Posted: Tue Feb 07, 2006 5:10 pm
by Fatih Mutlu
elbette ki sizin "takim paf'a donsun" dedigini soylemedim kerem bey. dikkat ederseniz, o sizin tezinizin belki bir ileri asamasidir diye aciklama yapmistim. benim vurgu yaptigim nokta, "sampiyonluk muhim degil, cl muhim, o da zaten garanti, bu yuzden su kalan zamani kumasi iyi adamlara yatirim yaparak gecirelim" seklinde ozetleyebilecegim gorusunuzle ilgili.

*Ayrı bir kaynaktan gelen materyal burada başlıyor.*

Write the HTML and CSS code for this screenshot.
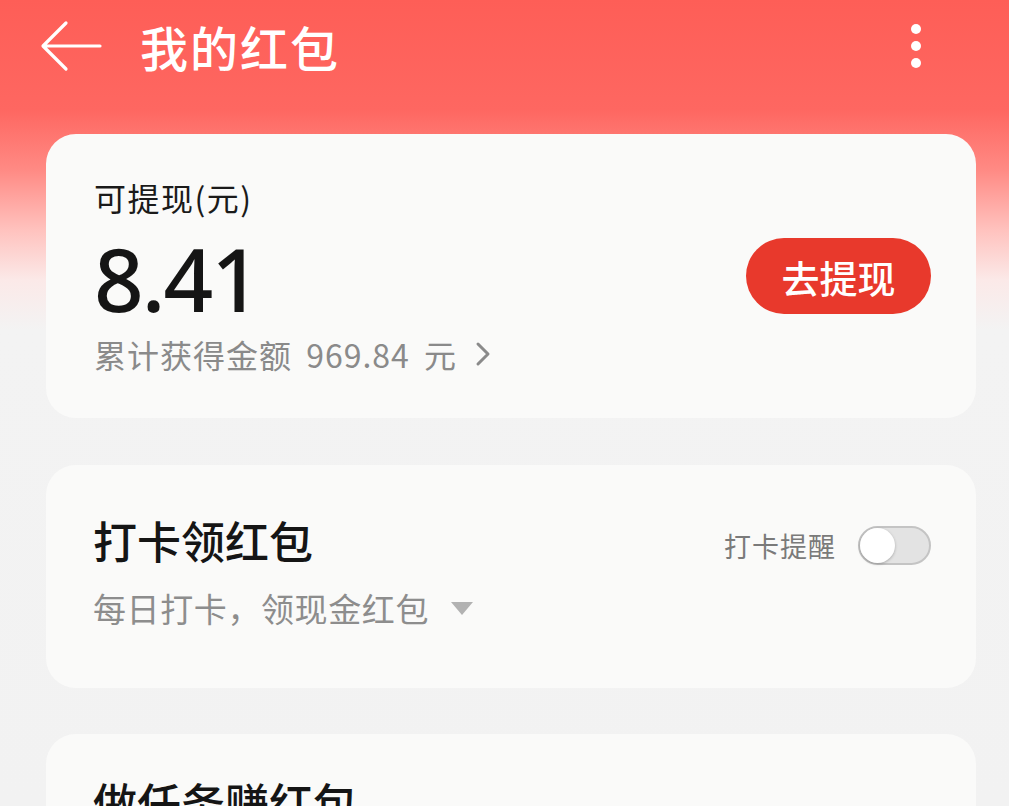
FILE: index.html
```html
<!DOCTYPE html>
<html lang="zh-CN">
<head>
    <meta charset="UTF-8">
    <title>我的红包</title>
    <link rel="stylesheet" href="styles.css">
</head>
<body>
    <div class="header">
        <svg class="back" width="62" height="54" viewBox="0 0 62 54">
            <path d="M60 27H4M26 4L3 27l23 23" fill="none" stroke="#fff" stroke-width="3.2" stroke-linecap="round" stroke-linejoin="round"/>
        </svg>
        <h1>我的红包</h1>
        <div class="more"><i></i><i></i><i></i></div>
    </div>

    <div class="card balance">
        <div class="balance-info">
            <div class="label">可提现(元)</div>
            <div class="amount">8.41</div>
            <div class="total">累计获得金额 969.84 元
                <svg width="16" height="26" viewBox="0 0 16 26"><path d="M3 3l10 10-10 10" fill="none" stroke="#8a8a8a" stroke-width="3" stroke-linecap="round" stroke-linejoin="round"/></svg>
            </div>
        </div>
        <button class="withdraw">去提现</button>
    </div>

    <div class="card checkin">
        <div class="checkin-info">
            <div class="title">打卡领红包</div>
            <div class="sub">每日打卡，领现金红包 <span class="tri"></span></div>
        </div>
        <div class="remind">
            <span>打卡提醒</span>
            <span class="switch"><span class="knob"></span></span>
        </div>
    </div>

    <div class="card task">
        <div class="title">做任务赚红包</div>
    </div>
</body>
</html>
```

FILE: styles.css
```css
body {
    margin: 0;
    height: 806px;
    overflow: hidden;
    font-family: "Noto Sans CJK SC", "Noto Sans", sans-serif;
    background: linear-gradient(180deg, #fe5e57 0, #fe6761 110px, #ff8a84 170px, #ffc2be 230px, #fbe9e8 280px, #f3f3f3 330px, #f2f2f2 100%);
}
.header {
    height: 100px;
    display: flex;
    align-items: center;
    padding: 0 40px;
    box-sizing: border-box;
    margin-top: -4px;
}
.back {
    flex: none;
}
.header h1 {
    margin: 0 0 0 38px;
    color: #fff;
    font-size: 48px;
    font-weight: 500;
    letter-spacing: 2px;
    flex: 1;
}
.more {
    display: flex;
    flex-direction: column;
    gap: 7px;
    margin-right: 48px;
}
.more i {
    width: 10px;
    height: 10px;
    border-radius: 50%;
    background: #fff;
}
.card {
    margin: 0 33px 0 46px;
    background: #fafaf9;
    border-radius: 30px;
    box-sizing: border-box;
}
.balance {
    margin-top: 38px;
    height: 284px;
    display: flex;
    align-items: flex-start;
    justify-content: space-between;
    padding: 41px 45px 0 48px;
}
.label {
    font-size: 32px;
    color: #1a1a1a;
    line-height: 44px;
    letter-spacing: 1.5px;
}
.amount {
    font-family: "Noto Sans", sans-serif;
    font-size: 87px;
    font-weight: 500;
    color: #151515;
    line-height: 96px;
    margin-top: 11px;
    letter-spacing: -2px;
}
.total {
    font-size: 32px;
    color: #8a8a8a;
    line-height: 44px;
    margin-top: 6px;
    letter-spacing: 1px;
    word-spacing: 6px;
    display: flex;
    align-items: center;
    gap: 18px;
}
.withdraw {
    align-self: center;
    margin-top: -41px;
    width: 185px;
    height: 76px;
    border: none;
    border-radius: 38px;
    background: #e8392c;
    color: #fff;
    font-family: inherit;
    font-size: 38px;
    font-weight: 500;
}
.checkin {
    margin-top: 47px;
    height: 223px;
    display: flex;
    justify-content: space-between;
    padding: 45px 45px 0 47px;
}
.title {
    font-size: 44px;
    font-weight: 500;
    color: #151515;
    line-height: 60px;
}
.sub {
    margin-top: 16px;
    font-size: 33px;
    color: #8d8d8d;
    line-height: 44px;
    letter-spacing: 0.6px;
    display: flex;
    align-items: center;
    gap: 22px;
}
.tri {
    width: 0;
    height: 0;
    border-left: 11px solid transparent;
    border-right: 11px solid transparent;
    border-top: 13px solid #b2b2b2;
}
.remind {
    display: flex;
    align-items: center;
    gap: 22px;
    height: 48px;
    margin-top: 11px;
    font-size: 27px;
    color: #7a7a7a;
    letter-spacing: 1px;
}
.switch {
    width: 73px;
    height: 39px;
    border-radius: 20px;
    background: #e3e3e3;
    border: 2px solid #c4c4c4;
    box-sizing: border-box;
    position: relative;
}
.knob {
    position: absolute;
    left: 0;
    top: 0;
    width: 35px;
    height: 35px;
    border-radius: 50%;
    background: #fff;
    box-shadow: 0 1px 3px rgba(0,0,0,0.25);
}
.task {
    margin-top: 46px;
    height: 200px;
    padding: 38px 47px 0;
}
```
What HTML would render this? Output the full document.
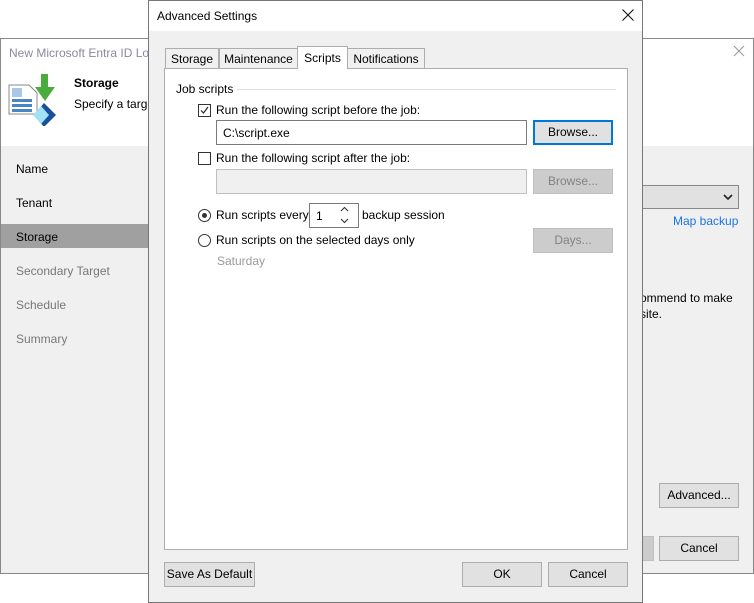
<!DOCTYPE html>
<html><head><style>
*{box-sizing:border-box;margin:0;padding:0}
body{width:754px;height:603px;position:relative;background:#fff;font-family:"Liberation Sans",sans-serif;font-size:12px;color:#000;overflow:hidden}
.a{position:absolute}
.btn{position:absolute;background:#e1e1e1;border:1px solid #adadad;text-align:center;line-height:23px;font-size:12px}
.dis{background:#cccccc;border-color:#bfbfbf;color:#838383}
.cb{position:absolute;width:13px;height:13px;border:1px solid #333;background:#fff}
.rb{position:absolute;width:13px;height:13px;border:1px solid #333;border-radius:50%;background:#fff}
</style></head><body>
<div class="a" style="left:0;top:38px;width:754px;height:536px;border:1px solid #888;background:#f0f0f0"></div>
<div class="a" style="left:1px;top:39px;width:752px;height:107px;background:#fff"></div>
<div class="a" style="left:9px;top:46px;color:#8a8aa0;font-size:12px">New Microsoft Entra ID Lo</div>
<svg class="a" style="left:733px;top:45px" width="12" height="12"><path d="M1 1L11 11M11 1L1 11" stroke="#999" stroke-width="1"/></svg>
<svg class="a" style="left:8px;top:74px" width="52" height="52" viewBox="0 0 52 52">
<path d="M1 11h20l8 8v21H1z" fill="#fff" stroke="#888"/>
<rect x="4" y="14" width="10" height="9" fill="#a9c8e8"/>
<rect x="4" y="25" width="20" height="3" fill="#4a86c6"/><rect x="4" y="30" width="20" height="3" fill="#4a86c6"/><rect x="4" y="35" width="20" height="3" fill="#4a86c6"/>
<path d="M36 29l12 12-12 12-10-12z" fill="#1a4f9c"/><path d="M33 32l8 9-8 9-8-9z" fill="#9fe3f5"/>
<path d="M33 0h7v13h7l-10 14-10-14h6z" fill="#4aac3c"/>
</svg>
<div class="a" style="left:74px;top:76px;font-weight:bold">Storage</div>
<div class="a" style="left:74px;top:97px">Specify a targe</div>
<div class="a" style="left:1px;top:146px;width:147px;height:427px;background:#f0f0f0"></div>
<div class="a" style="left:1px;top:224px;width:147px;height:24px;background:#a0a0a0"></div>
<div class="a" style="left:16px;top:162px">Name</div>
<div class="a" style="left:16px;top:196px">Tenant</div>
<div class="a" style="left:16px;top:230px">Storage</div>
<div class="a" style="left:16px;top:264px;color:#777">Secondary Target</div>
<div class="a" style="left:16px;top:298px;color:#777">Schedule</div>
<div class="a" style="left:16px;top:332px;color:#777">Summary</div>
<div class="a" style="left:640px;top:185px;width:99px;height:24px;background:#e1e1e1;border:1px solid #888"></div>
<svg class="a" style="left:723px;top:194px" width="10" height="6"><path d="M1 1L5 5L9 1" stroke="#222" stroke-width="1.6" fill="none"/></svg>
<div class="a" style="left:673px;top:214px;color:#1a73e8">Map backup</div>
<div class="a" style="left:640px;top:291px">ommend to make</div>
<div class="a" style="left:640px;top:307px">site.</div>
<div class="btn" style="left:659px;top:483px;width:80px;height:25px">Advanced...</div>
<div class="a" style="left:640px;top:536px;width:14px;height:25px;background:#ccc;border:1px solid #bfbfbf"></div>
<div class="btn" style="left:659px;top:536px;width:80px;height:25px">Cancel</div>

<div class="a" style="left:148px;top:0;width:495px;height:603px;border:1px solid #777;background:#f0f0f0"></div>
<div class="a" style="left:149px;top:1px;width:493px;height:30px;background:#fff"></div>
<div class="a" style="left:157px;top:9px">Advanced Settings</div>
<svg class="a" style="left:622px;top:9px" width="12" height="12"><path d="M0.5 0.5L11.5 11.5M11.5 0.5L0.5 11.5" stroke="#111" stroke-width="1.1"/></svg>
<div class="a" style="left:164px;top:68px;width:464px;height:482px;background:#fff;border:1px solid #adadad"></div>
<div class="a" style="left:165px;top:48px;width:54px;height:21px;background:#f0f0f0;border:1px solid #adadad;text-align:center;line-height:20px">Storage</div>
<div class="a" style="left:219px;top:48px;width:79px;height:21px;background:#f0f0f0;border:1px solid #adadad;text-align:center;line-height:20px">Maintenance</div>
<div class="a" style="left:297px;top:46px;width:51px;height:23px;background:#fff;border:1px solid #adadad;border-bottom:none;text-align:center;line-height:22px">Scripts</div>
<div class="a" style="left:347px;top:48px;width:78px;height:21px;background:#f0f0f0;border:1px solid #adadad;text-align:center;line-height:20px">Notifications</div>
<div class="a" style="left:176px;top:82px">Job scripts</div>
<div class="a" style="left:237px;top:89px;width:379px;height:1px;background:#ddd"></div>
<div class="cb" style="left:198px;top:104px"></div>
<svg class="a" style="left:199px;top:105px" width="11" height="11"><path d="M2 5.5L4.5 8L9 2" stroke="#222" stroke-width="1.2" fill="none"/></svg>
<div class="a" style="left:216px;top:103px">Run the following script before the job:</div>
<div class="a" style="left:216px;top:120px;width:311px;height:25px;background:#fff;border:1px solid #7a7a7a;padding:5px 6px">C:\script.exe</div>
<div class="btn" style="left:533px;top:120px;width:80px;height:25px;border:2px solid #0078d7;line-height:21px">Browse...</div>
<div class="cb" style="left:198px;top:152px"></div>
<div class="a" style="left:216px;top:151px">Run the following script after the job:</div>
<div class="a" style="left:216px;top:169px;width:311px;height:25px;background:#f0f0f0;border:1px solid #bfbfbf"></div>
<div class="btn dis" style="left:533px;top:169px;width:80px;height:25px">Browse...</div>
<div class="rb" style="left:198px;top:209px"></div>
<div class="a" style="left:202px;top:213px;width:5px;height:5px;border-radius:50%;background:#333"></div>
<div class="a" style="left:216px;top:208px">Run scripts every</div>
<div class="a" style="left:309px;top:203px;width:50px;height:25px;background:#fff;border:1px solid #7a7a7a;padding:5px 6px">1</div>
<svg class="a" style="left:340px;top:206px" width="9" height="18"><path d="M1 5L4.5 1.5L8 5M1 13L4.5 16.5L8 13" stroke="#333" stroke-width="1.1" fill="none"/></svg>
<div class="a" style="left:362px;top:208px">backup session</div>
<div class="rb" style="left:198px;top:234px"></div>
<div class="a" style="left:216px;top:233px">Run scripts on the selected days only</div>
<div class="btn dis" style="left:533px;top:228px;width:80px;height:25px">Days...</div>
<div class="a" style="left:217px;top:254px;color:#999">Saturday</div>
<div class="btn" style="left:164px;top:562px;width:91px;height:25px">Save As Default</div>
<div class="btn" style="left:462px;top:562px;width:80px;height:25px">OK</div>
<div class="btn" style="left:548px;top:562px;width:80px;height:25px">Cancel</div>
</body></html>
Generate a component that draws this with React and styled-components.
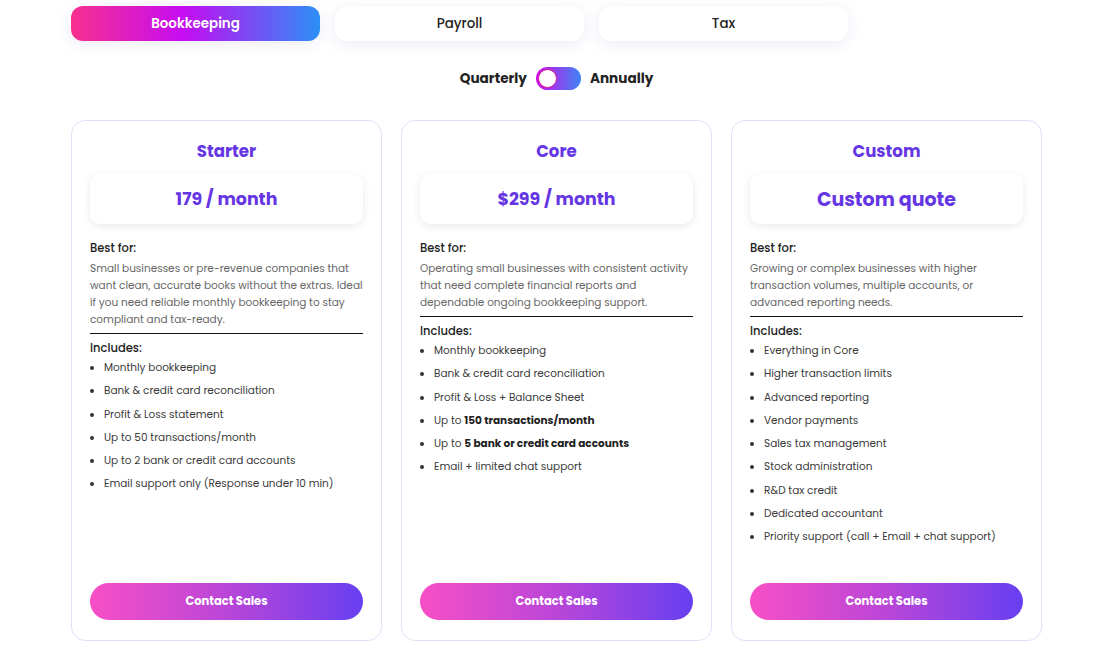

kabze ornegini verirken, boyle bir cevabin gelecegini bekliyordum. ama kabzenin yuzune biraz dikkatli bakan herkes farkedebilir ki, kabzedeki mac eksikliginden ote, bir kusmusluk psikolojisi. bunun da tercumesi sudur: ben hakediyorum, ama hoca oynatmiyor. bundan varabilecegimiz sonuc ise kabzenin hocanin otoritesine, karar verme yetenegine guvenmedigi. tabii ki, turkiyede milyonlarca futbol ulemasi olunca, hocanin elinde de 4 forvet olup asagi yukari 10 tane alternatif forvet tertibi olunca (C(4,2) + C(4,3) =10), icinde kabze bulunmayan forvet tertiplerini mutlaka elestiren bir grup olacak. kabzenin de haliyle bu elestirilerden etkilendigini dusunuyorum. oysa ki, kabze hocasinin kararina saygi duymali, madem yetenekli oldugunun kendi de farkinda, daha cok calismali, kendini gelistirmeli, en azindan oynama gayreti icinde oldugunu hissettirmeli. ozan'in yazdigi notta vardi, dun herkes dinlenirken calismis. gercekten aferin. iste boyle gayret etsin, savassin, azmini gostersin, muhakkak alir formayi. digerleri geretsin babasinin oglu degil ya.
herkesin, asagi yukari, birlestigi bir nokta var: muhim olan yas degil, performans (*). ben hakanin ya da necatinin ya da baska birisinin yasi geregi, ya da elinde tapusu oldugu icin 11e girdigini, mac oynadigini dusunmuyorum. kabul edebilecegim birsey var: belki geretsin hakan'a, hasan'a ilic'e ve benzeri baska oyunculara hakettiklerinden fazla dakika verdigi iddiasinin bir olcude dogruluk payi vardir. belki hoca, kariyerlerine, tecrubelerine ve potansiyellerine bakarak onlari biraz daha sahada tutuyor olabilir. ornegin belki sahada hem hakan hem sabri olumsuz performans gosteriyorsa, o an deigsiklik hakkini sabriyi oyundan alarak kullanabilir. ya da mac kilitlenmisse, sonlara gelirken kotu oynuyor da olsa, belki bir asist yapar dusuncesiyle ilice tahammul ediyor olabilir. ancak, bu tarz dusuncelerin dahi geretsin sahaya futbolcuyu surerken kullandigi kriterler icinde cok fazla agirligi olmadigini dusunuyorum. her mantikli hoca gibi o da performans, potansiyel, gayret ve sampiyonluk mucadelesinin stresini kaldirabilecek guc ve tecrube gibi kriterleri daha cok goz onunde bulunduruyordur mutlaka. demek ki hakan'da bu tip ozellikler kabzeye gore su an daha agir basiyor ki kabze degil hakan oynuyor, ya da ozgurcan degil necati oynuyor.
ozetle, yas degil performans onemli gorusune katiliyorum; ama ayni goruse geretsin de katildigini ve kararlarini asagi yukari bu gorus cercevesinde verdigini dusunuyorum.
(*) yas degil performans onemli derken bir serh dusmeden edemeyecegim. ozellikle sampiyonlugu hedefleyen takimlarda, lig gibi uzun soluklu maratonlarda; takim icinde (hem sahada hem kulubede) boyle stresleri daha once yasamis ve bunu kaldirabilemyi ogrenmis, ve bu konuda yas ve tecrube olarak yetenekli genclerden daha olgun futbolculara mutlaka ihtiyac vardir.